Answer with one number: how many lines hold "React".

__COLLECTED MATERIAL__.
--------------------------------

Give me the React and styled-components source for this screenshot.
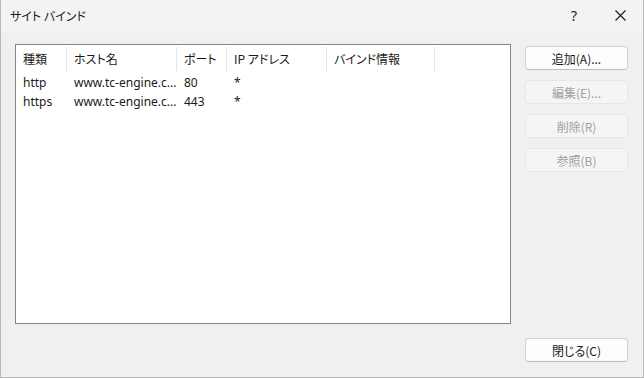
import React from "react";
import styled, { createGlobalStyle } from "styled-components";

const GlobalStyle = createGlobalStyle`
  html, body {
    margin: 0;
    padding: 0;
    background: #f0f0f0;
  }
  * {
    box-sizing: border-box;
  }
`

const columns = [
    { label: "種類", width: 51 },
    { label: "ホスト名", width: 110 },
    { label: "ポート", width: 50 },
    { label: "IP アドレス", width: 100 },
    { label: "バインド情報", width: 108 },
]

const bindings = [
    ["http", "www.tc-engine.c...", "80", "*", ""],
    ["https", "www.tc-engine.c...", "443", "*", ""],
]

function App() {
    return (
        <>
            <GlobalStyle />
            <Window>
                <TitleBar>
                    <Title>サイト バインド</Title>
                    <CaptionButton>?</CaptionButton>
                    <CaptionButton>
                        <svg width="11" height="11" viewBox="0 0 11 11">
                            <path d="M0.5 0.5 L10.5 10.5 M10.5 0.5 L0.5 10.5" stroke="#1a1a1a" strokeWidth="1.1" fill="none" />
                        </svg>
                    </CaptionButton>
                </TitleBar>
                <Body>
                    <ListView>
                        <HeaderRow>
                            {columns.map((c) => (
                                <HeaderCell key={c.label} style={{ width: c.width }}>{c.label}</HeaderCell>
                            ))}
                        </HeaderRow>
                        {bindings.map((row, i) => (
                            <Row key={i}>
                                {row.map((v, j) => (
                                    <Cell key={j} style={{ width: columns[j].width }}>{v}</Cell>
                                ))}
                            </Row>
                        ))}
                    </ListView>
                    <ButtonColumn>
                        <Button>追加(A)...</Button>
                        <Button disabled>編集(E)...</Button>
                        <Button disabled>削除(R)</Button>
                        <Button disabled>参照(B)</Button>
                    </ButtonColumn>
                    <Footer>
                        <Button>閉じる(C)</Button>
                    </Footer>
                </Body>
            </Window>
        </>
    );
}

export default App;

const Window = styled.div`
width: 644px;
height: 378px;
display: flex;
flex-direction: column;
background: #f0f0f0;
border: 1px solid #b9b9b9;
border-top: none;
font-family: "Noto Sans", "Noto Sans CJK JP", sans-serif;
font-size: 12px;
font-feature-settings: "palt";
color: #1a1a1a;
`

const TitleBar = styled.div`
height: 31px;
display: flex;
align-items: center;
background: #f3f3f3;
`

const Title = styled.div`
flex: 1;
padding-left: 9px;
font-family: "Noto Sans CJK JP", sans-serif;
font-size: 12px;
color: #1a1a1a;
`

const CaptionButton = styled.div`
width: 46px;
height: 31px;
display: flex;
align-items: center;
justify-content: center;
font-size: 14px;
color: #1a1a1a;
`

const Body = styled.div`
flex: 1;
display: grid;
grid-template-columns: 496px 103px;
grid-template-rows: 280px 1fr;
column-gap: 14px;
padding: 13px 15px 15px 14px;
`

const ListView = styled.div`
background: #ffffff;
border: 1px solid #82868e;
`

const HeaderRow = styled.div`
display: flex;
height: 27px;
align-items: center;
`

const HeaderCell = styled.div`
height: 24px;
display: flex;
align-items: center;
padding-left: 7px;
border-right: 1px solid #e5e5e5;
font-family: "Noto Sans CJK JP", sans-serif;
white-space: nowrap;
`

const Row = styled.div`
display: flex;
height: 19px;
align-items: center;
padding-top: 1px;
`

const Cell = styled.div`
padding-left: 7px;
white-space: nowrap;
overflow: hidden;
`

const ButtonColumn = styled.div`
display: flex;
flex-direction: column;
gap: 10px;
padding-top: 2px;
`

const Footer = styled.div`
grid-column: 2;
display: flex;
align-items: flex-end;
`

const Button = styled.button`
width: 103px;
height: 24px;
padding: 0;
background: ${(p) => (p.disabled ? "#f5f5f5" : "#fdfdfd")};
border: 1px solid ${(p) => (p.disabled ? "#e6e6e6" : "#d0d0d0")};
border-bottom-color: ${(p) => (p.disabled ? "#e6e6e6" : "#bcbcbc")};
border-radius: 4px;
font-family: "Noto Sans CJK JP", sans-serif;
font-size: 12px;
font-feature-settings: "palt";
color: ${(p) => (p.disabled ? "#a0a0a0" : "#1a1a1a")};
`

--------------------------------

__TASK ANSWER__.
2